Most people watching the UFC 205 main event figured Conor McGregor was putting his hands behind his back against Eddie Alvarez as part of his showmanship. It appeared that McGregor was almost daring Alvarez to take a swing at him.
There might have been an element of that in the historic fight. But that doesn't the primary reason why McGregor did it, according to his coach John Kavanagh.
Kavanagh told Ariel Helwani on a recent episode of The MMA Hour that McGregor was actually clasping his hands behind his back due to an injury. McGregor's right index knuckle was hurt during his UFC 202 fight with Nate Diaz, per Kavanagh, and that was his way of protecting it in training. Photos have surfaced online of McGregor doing that in sparring at his SBG Ireland gym.
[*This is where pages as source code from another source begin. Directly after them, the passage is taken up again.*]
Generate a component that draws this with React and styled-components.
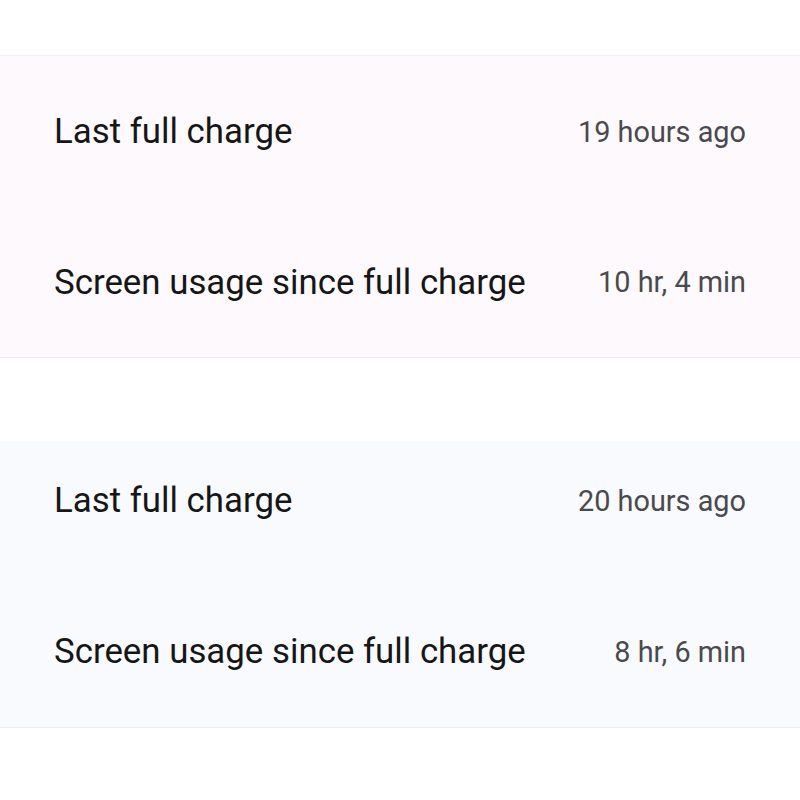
import React from "react";
import styled, { createGlobalStyle } from "styled-components";

const Global = createGlobalStyle`
  html, body { margin: 0; padding: 0; background: #ffffff; }
  body { font-family: Roboto, "Noto Sans", sans-serif; }
`;

const Page = styled.div`
  width: 800px;
  height: 800px;
  display: flex;
  flex-direction: column;
  background: #ffffff;
  overflow: hidden;
`;

const TopSpace = styled.div`
  height: 55px;
  border-bottom: 1px solid #f1eef1;
`;

const Gap = styled.div`
  height: 83px;
`;

const Section = styled.section`
  background: ${(p) => p.$bg};
  border-bottom: 1px solid ${(p) => p.$line};
  display: flex;
  flex-direction: column;
`;

const Row = styled.div`
  height: ${(p) => p.$h}px;
  display: flex;
  align-items: center;
  justify-content: space-between;
  padding: 0 54px ${(p) => p.$trim || 0}px 54px;
  box-sizing: border-box;
`;

const Label = styled.span`
  font-size: 34.85px;
  color: #161616;
`;

const Value = styled.span`
  font-size: 28.85px;
  color: #4a494d;
`;

const groups = [
  {
    bg: "#fdf9fd",
    line: "#f1eaf0",
    rows: [
      { label: "Last full charge", value: "19 hours ago", h: 151 },
      { label: "Screen usage since full charge", value: "10 hr, 4 min", h: 150 },
    ],
  },
  {
    bg: "#f9fafe",
    line: "#eceef3",
    rows: [
      { label: "Last full charge", value: "20 hours ago", h: 135, trim: 16 },
      { label: "Screen usage since full charge", value: "8 hr, 6 min", h: 151 },
    ],
  },
];

export default function App() {
  return (
    <Page>
      <Global />
      <TopSpace />
      {groups.map((g, i) => (
        <React.Fragment key={i}>
          {i > 0 && <Gap />}
          <Section $bg={g.bg} $line={g.line}>
            {g.rows.map((r) => (
              <Row key={r.label} $h={r.h} $trim={r.trim}>
                <Label>{r.label}</Label>
                <Value>{r.value}</Value>
              </Row>
            ))}
          </Section>
        </React.Fragment>
      ))}
    </Page>
  );
}
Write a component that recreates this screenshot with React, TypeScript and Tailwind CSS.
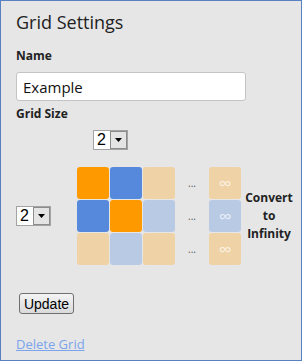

"He found that if he actually held his right hand behind his back, it kind of reminded him not to throw it as much," Kavanagh said. "That's why he started reaching back and actually grabbing his hand.
"It was almost like a mental note: take care of the right hand."
McGregor still landed the right hand on Alvarez often, including in the wicked combination that sent the then-champion to the canvas in the second round, leading to McGregor's TKO victory. The win made McGregor the first UFC fighter to hold two titles in two separate weight classes at the same time.
Kavanagh did acknowledge that the hands-behind-the-back maneuver did have dual purposes. Whenever something like that is seen in boxing or MMA, it's usually to draw an opponent in and get them to commit on strikes.
"If you put your hands down, an untrained person will try to swing at your head," Kavanagh said. "It's a base instinct — I want to punch the guy in the head."
Someone like McGregor, with a lifetime of boxing training, can exploit that kind of aggression. Kavanagh said some in MMA are still catching up to his level of boxing and striking, much like Irish fighters are still behind Americans and other countries in wrestling.
"If you have a very high level of striking, boxing like Conor does, you understand rules like that," Kavanagh said. "And there are many of them. And I don't think others are kind of catching up to that level of skill."
Maybe McGregor should injure his right hand more often.